Все, что стороны могли сблизить экономически, без фундаментальных политических перемен, они уже сделали. Тем самым поставив на повестку дня главный вопрос проекта — быть ли союзному именно государству? В смысле единой конституции, общих законов, одинаковых налогов, одной денежной единицы и единого ее эмиссионного центра, а также одного общего места принятия и реализации управленческих решений. Или не быть.
Потому что это братское добрососедство к настоящему моменту слишком откровенно превратилось в улицу с односторонним движением. Где один из союзников сохранить преференции от сотрудничества хочет, а учитывать объективные потребности другого союзника — нет.
Весьма характерен тот факт, что Москва демонстрирует согласие принять любое решение Минска. Вплоть до развода. Без каких бы то ни было обвинений в предательстве или попрании братской дружбы. И она действительно согласна признать законным любой вариант.
Согласятся белорусы интегрироваться политически — хорошо. Решат пойти своим путем — тоже годится. В любом случае для Москвы достигается необходимая стратегическая ясность, позволяющая эффективно выстраивать дальнейшую стратегию российской политики в мире.
А вот Минск громко подчеркивает обиду.
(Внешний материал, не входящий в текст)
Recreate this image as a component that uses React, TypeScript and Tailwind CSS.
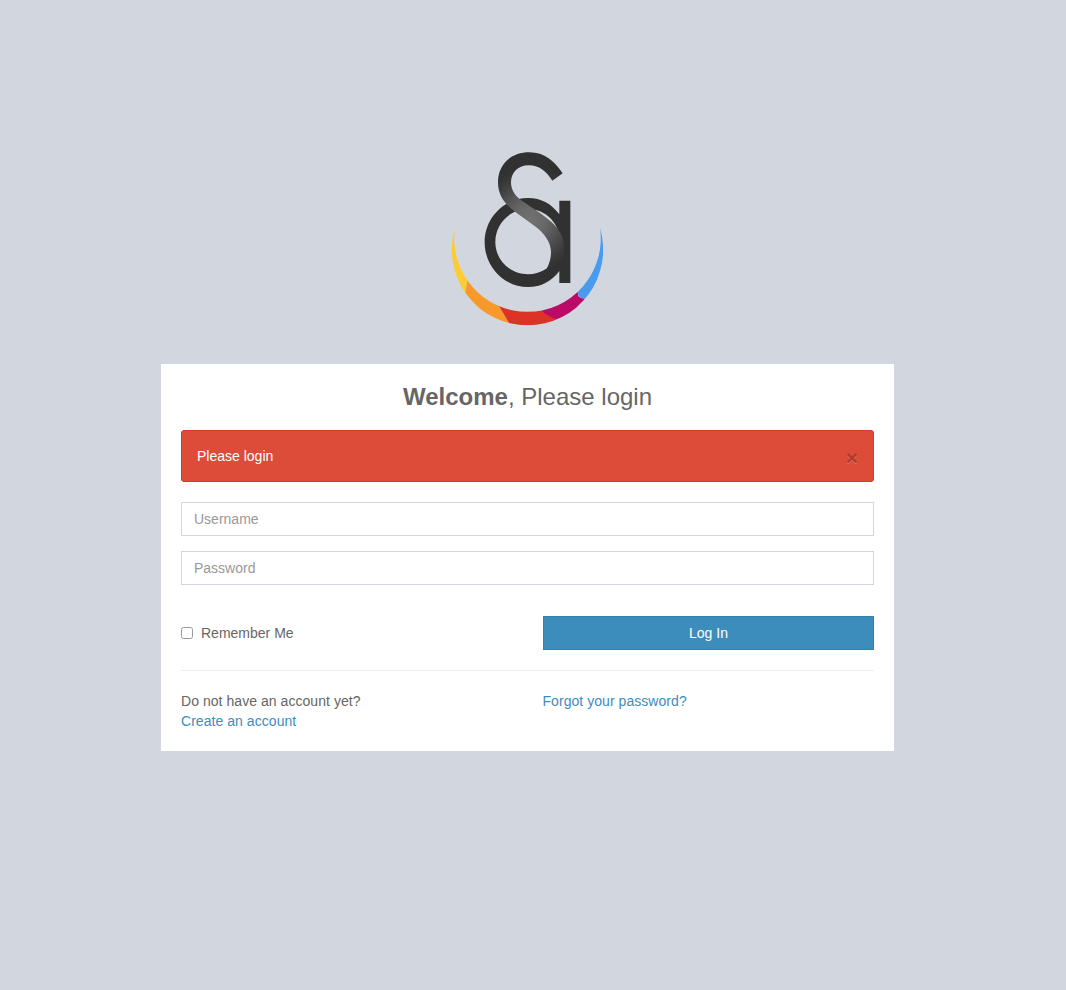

И категорическое нежелание принять, а может, и вовсе неспособность понять тот простой факт, что при соотношении 1 к 30 в итоговой конструкции получить всего в соотношении 1 к 1 невозможно чисто физически. Именно поэтому белорусская позиция и выглядит неадекватной.
Впрочем, есть и другой путь. Например, можно искренне поверить обещанию Помпео завалить Белоруссию американской нефтью. Да. Только торговать ей будет уже не Лукашенко. Так что нет проблем.